My question: This seems like something simple to do but I don't quite have the electronics knowledge to figure it out. Can anyone either A) tell me the answer; B) give me the name of the type of circuit to research?

I know how to solder, use a multimeter and can create boards and follow diagrams. I also know the difference between resistors and capacitors and so forth. I just need a push in the right direction.

I'd appreciate any help.

2. Perhaps a digital potentiometer, eg : http://datasheets.maxim-ic.com/en/ds/MAX5402.pdf

There are many more out there.

3. You might want to figure out more about the servo tester and what it's doing first. Like say the pot is connected to 5V and ground, with the sweep (center pin) connected to an input that converts the value, with a low current draw. If you connected an electrolitic capacitor between the sweep and ground it would create a delay. Wait, it needs a resistor between the sweep and cap. Now turn it either way and it will take more time to reach the correct voltage, slowing the servo.

4. Originally Posted by Rob Withey
Perhaps a digital potentiometer, eg : http://datasheets.maxim-ic.com/en/ds/MAX5402.pdf

There are many more out there.
I can't tell, but it looks like this is just a digital version of the analog pot. Is there a way to control the speed that it changes resistance?

5. Originally Posted by Curiosity
You might want to figure out more about the servo tester and what it's doing first. Like say the pot is connected to 5V and ground, with the sweep (center pin) connected to an input that converts the value, with a low current draw. If you connected an electrolitic capacitor between the sweep and ground it would create a delay. Wait, it needs a resistor between the sweep and cap. Now turn it either way and it will take more time to reach the correct voltage, slowing the servo.
I'll take a look at that. I suspect this is how it works. I've looked inside it before and it is dead simple.

6. Originally Posted by Bugbyte
I can't tell, but it looks like this is just a digital version of the analog pot. Is there a way to control the speed that it changes resistance?
Yes, a PIC or similar. I thought that bit was obvious so I didn't mention it.

7. Here's the idea. The top is probably close to how it works now. The bottom is the idea. The relay would connect to ACC or you could replace it with a switch. When connection is made it will slowly increase to full. Switching off will decrease. I'm not sure of the values though. For the same speed on/off, the top would be 1/4 the resistance of the bottom one. Is that right? Well, maybe the bottom resistor should connect to NC. That would be easier. They could both be the same.

8. Awesome! This looks like it might work.

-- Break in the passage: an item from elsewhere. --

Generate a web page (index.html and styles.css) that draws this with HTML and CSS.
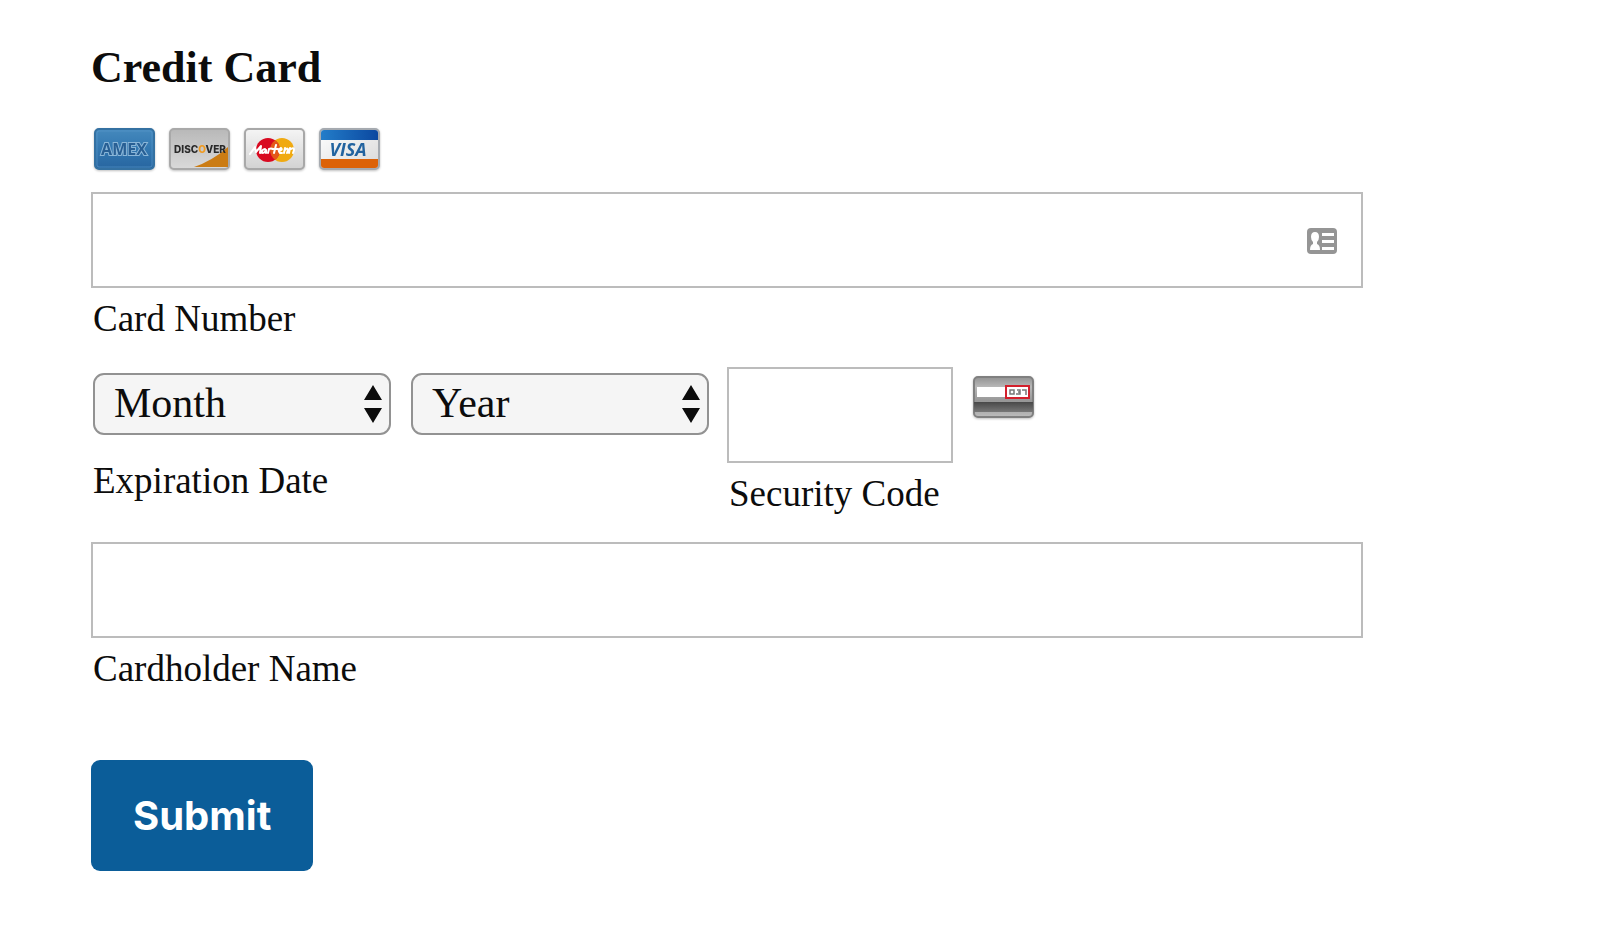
FILE: index.html
```html
<!DOCTYPE html>
<html lang="en">
<head>
<meta charset="utf-8">
<meta name="viewport" content="width=device-width, initial-scale=1">
<title>Credit Card</title>
<link rel="stylesheet" href="styles.css">
</head>
<body>
<form class="payment">
  <h1 class="title">Credit Card</h1>
  <div class="brands">
    <svg class="brand" viewBox="0 0 61 42" role="img" aria-label="American Express">
      <defs>
        <linearGradient id="amex" x1="0" y1="0" x2="0" y2="1"><stop offset="0" stop-color="#4589bd"/><stop offset=".5" stop-color="#3277b0"/><stop offset="1" stop-color="#2865a0"/></linearGradient>
      </defs>
      <rect x="1" y="1" width="59" height="40" rx="4" fill="url(#amex)" stroke="#3471a2" stroke-width="2"/>
      <rect x="3" y="3" width="55" height="36" rx="2" fill="none" stroke="#5b9bcb" stroke-opacity=".6"/>
      <text class="amex-text" x="30" y="27" text-anchor="middle">AMEX</text>
    </svg>
    <svg class="brand" viewBox="0 0 61 42" role="img" aria-label="Discover">
      <defs>
        <linearGradient id="disc" x1="0" y1="0" x2="0" y2="1"><stop offset="0" stop-color="#b8b8b8"/><stop offset="1" stop-color="#dadada"/></linearGradient>
      </defs>
      <rect x="1" y="1" width="59" height="40" rx="4" fill="url(#disc)" stroke="#a9a9a9" stroke-width="2"/>
      <path d="M59 19V39H25Q43 33 59 19Z" fill="#cb7c14"/>
      <text class="discover-text" x="31" y="25" text-anchor="middle">DISC<tspan fill="#f09a20">O</tspan>VER</text>
    </svg>
    <svg class="brand" viewBox="0 0 61 42" role="img" aria-label="MasterCard">
      <defs>
        <linearGradient id="mc" x1="0" y1="0" x2="0" y2="1"><stop offset="0" stop-color="#f5f5f5"/><stop offset="1" stop-color="#d2d2d2"/></linearGradient>
      </defs>
      <rect x="1" y="1" width="59" height="40" rx="4" fill="url(#mc)" stroke="#a8a8a8" stroke-width="2"/>
      <circle cx="38" cy="22" r="12" fill="#f0aa11"/>
      <circle cx="24" cy="22" r="12" fill="#d90920"/>
      <path d="M31 12.300A12 12 0 0 1 31 31.700A12 12 0 0 1 31 12.300Z" fill="#e4581a"/>
      <g fill="none" stroke="#fff" stroke-width="2" stroke-linecap="round" stroke-linejoin="round">
        <path d="M6 26l5-7 1 5 5-6-1 7M21 21q-4 1-3 4 3 0 4-3l0 3M24 25l1-4q2-1 4 0M32 17l-2 8M28 21h6M35 23q4-1 2-3-4 2-1 5h2M41 20l-1 5M41 22q3-3 3 0l-1 3M46 20l-1 5M47 21q3-2 3 1l-1 3"/>
      </g>
    </svg>
    <svg class="brand" viewBox="0 0 61 42" role="img" aria-label="Visa">
      <defs>
        <linearGradient id="visa-blue"><stop offset="0" stop-color="#237dc9"/><stop offset="1" stop-color="#0b48a0"/></linearGradient>
        <linearGradient id="visa-bg" x1="0" y1="0" x2="1" y2="1"><stop offset="0" stop-color="#fff"/><stop offset="1" stop-color="#d8d8d8"/></linearGradient>
      </defs>
      <rect x="1" y="1" width="59" height="40" rx="4" fill="url(#visa-bg)" stroke="#a5aab0" stroke-width="2"/>
      <path d="M2 5q0-3 3-3h51q3 0 3 3v7H2Z" fill="url(#visa-blue)"/>
      <path d="M2 31h57v6q0 3-3 3H5q-3 0-3-3Z" fill="#dc6208"/>
      <text class="visa-text" x="29" y="28" text-anchor="middle">VISA</text>
    </svg>
  </div>

  <div class="field">
    <div class="input-wrap">
      <input class="text-input" id="number" type="text" inputmode="numeric">
      <svg class="contact-icon" viewBox="0 0 30 26" aria-hidden="true">
        <rect width="30" height="26" rx="4" fill="#959595"/>
        <g fill="#fff"><path d="M15 5h12v3H15zM15 12h12v3H15zM15 19h12v3H15z"/><path d="M8 4q4 0 4 5 0 3-2 5v2q3 1 3 6H3q0-5 3-6v-2q-2-2-2-5 0-5 4-5Z"/></g>
      </svg>
    </div>
    <label class="label" for="number">Card Number</label>
  </div>

  <div class="details">
    <div class="expiry" role="group" aria-labelledby="expiry-label">
      <div class="selects">
        <div class="select-wrap">
          <select class="select" aria-label="Month"><option>Month</option></select>
          <svg class="arrows" viewBox="0 0 18 38" aria-hidden="true"><path d="M9 0l9 15H0zM9 38l9-15H0z"/></svg>
        </div>
        <div class="select-wrap">
          <select class="select" aria-label="Year"><option>Year</option></select>
          <svg class="arrows" viewBox="0 0 18 38" aria-hidden="true"><path d="M9 0l9 15H0zM9 38l9-15H0z"/></svg>
        </div>
      </div>
      <span class="label" id="expiry-label">Expiration Date</span>
    </div>
    <div class="security">
      <input class="text-input" id="code" type="text" inputmode="numeric">
      <label class="label" for="code">Security Code</label>
    </div>
    <svg class="brand code-icon" viewBox="0 0 61 42" aria-hidden="true">
      <defs>
        <linearGradient id="back" x1="0" y1="0" x2="0" y2="1"><stop offset="0" stop-color="#929292"/><stop offset=".25" stop-color="#b8b8b8"/><stop offset=".6" stop-color="#969696"/><stop offset="1" stop-color="#bcbcbc"/></linearGradient>
        <linearGradient id="stripe" x1="0" y1="0" x2="0" y2="1"><stop offset="0" stop-color="#484848"/><stop offset="1" stop-color="#777"/></linearGradient>
      </defs>
      <rect x="1" y="1" width="59" height="40" rx="4" fill="url(#back)" stroke="#808080" stroke-width="2"/>
      <path d="M1 26h59v10H1z" fill="url(#stripe)"/>
      <path d="M4 11h29v10H4z" fill="#fff"/>
      <rect x="33" y="10" width="23" height="12" fill="#fff" stroke="#d3202c" stroke-width="2"/>
      <path d="M37 14h4v4h-4zM44 14h3v4h-4M45 16h2M49 14h4v5" fill="none" stroke="#777" stroke-width="1.500"/>
    </svg>
  </div>

  <div class="field">
    <input class="text-input" id="holder" type="text">
    <label class="label" for="holder">Cardholder Name</label>
  </div>
  <button class="submit" type="submit">Submit</button>
</form>
</body>
</html>
```
FILE: styles.css
```css
* {
  box-sizing: border-box;
}

body {
  margin: 0;
  background: #fff;
  color: #0c0c0c;
  font-family: "Liberation Serif", "Times New Roman", serif;
}

.payment {
  padding: 43px 237px 64px 91px;
}

.title {
  margin: 0;
  font-size: 44px;
  line-height: 50px;
  font-weight: 700;
}

.brands {
  display: flex;
  gap: 14px;
  margin: 35px 0 22px 3px;
}

.brand {
  display: block;
  flex: none;
  width: 61px;
  height: 42px;
  filter: drop-shadow(0 1px 1px rgba(0, 0, 0, 0.25));
}

.amex-text {
  font: 700 16px "Open Sans", sans-serif;
  fill: #285f94;
  stroke: #8ab6d8;
  stroke-width: 2px;
  paint-order: stroke;
}

.discover-text {
  font: 800 10px Inter, sans-serif;
  fill: #292929;
}

.visa-text {
  font: italic 700 18px "Open Sans", sans-serif;
  fill: #22639f;
}

.input-wrap,
.select-wrap {
  position: relative;
}

.text-input {
  display: block;
  width: 100%;
  height: 96px;
  padding: 0 24px;
  border: 2px solid #bcbcbc;
  border-radius: 0;
  background: #fff;
  color: inherit;
  font: inherit;
  font-size: 42px;
}

.contact-icon {
  position: absolute;
  top: 36px;
  right: 26px;
  width: 30px;
  height: 26px;
}

.label {
  display: block;
  margin: 10px 0 0 2px;
  font-size: 37px;
  line-height: 42px;
}

.details {
  display: flex;
  align-items: flex-start;
  margin: 27px 0;
}

.expiry {
  padding: 6px 0 0 2px;
}

.selects {
  display: flex;
  gap: 20px;
}

.expiry .label {
  margin: 25px 0 0;
}

.select {
  display: block;
  width: 298px;
  height: 62px;
  padding: 0 48px 2px 19px;
  appearance: none;
  border: 2px solid #929292;
  border-radius: 11px;
  background: #f5f5f5;
  color: inherit;
  font: inherit;
  font-size: 42px;
}

.arrows {
  position: absolute;
  top: 12px;
  right: 9px;
  width: 18px;
  height: 38px;
  fill: #0c0c0c;
  pointer-events: none;
}

.security {
  width: 226px;
  margin-left: 18px;
}

.code-icon {
  margin: 9px 0 0 20px;
}

.submit {
  display: block;
  margin-top: 70px;
  padding: 30px 42px;
  border: 0;
  border-radius: 9px;
  background: #0b5d99;
  color: #fff;
  font: 700 40px/51px Inter, sans-serif;
}
```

I'll post a couple of photos of the servo controller innards later today and if it looks right, I'll try this circuit out.

9. Okay, it looks like the circuit Curiosity shows will work if the right values are put on it.

Here's a photo of the controller innards:

A closer image of just the circuitry:
do=displayimg&imgid=7071[/IMG]
I can only faintly make out the number on the PIC but it *looks* like 12C6752 where Curiosity shows a 12F675. That sounds like the same or something similar, does that sound right?

The black button is a battery eliminator circuit test button and is not necessary for operation.

And the underside of the board (the pot is at the bottom of the photo):

The capacitor on the board is a 10mf 35v

Could I somehow insert the circuit Curiosity suggested in place of the potentiometer and switch it with a relay? How would I figure out the values for the cap and the resistor?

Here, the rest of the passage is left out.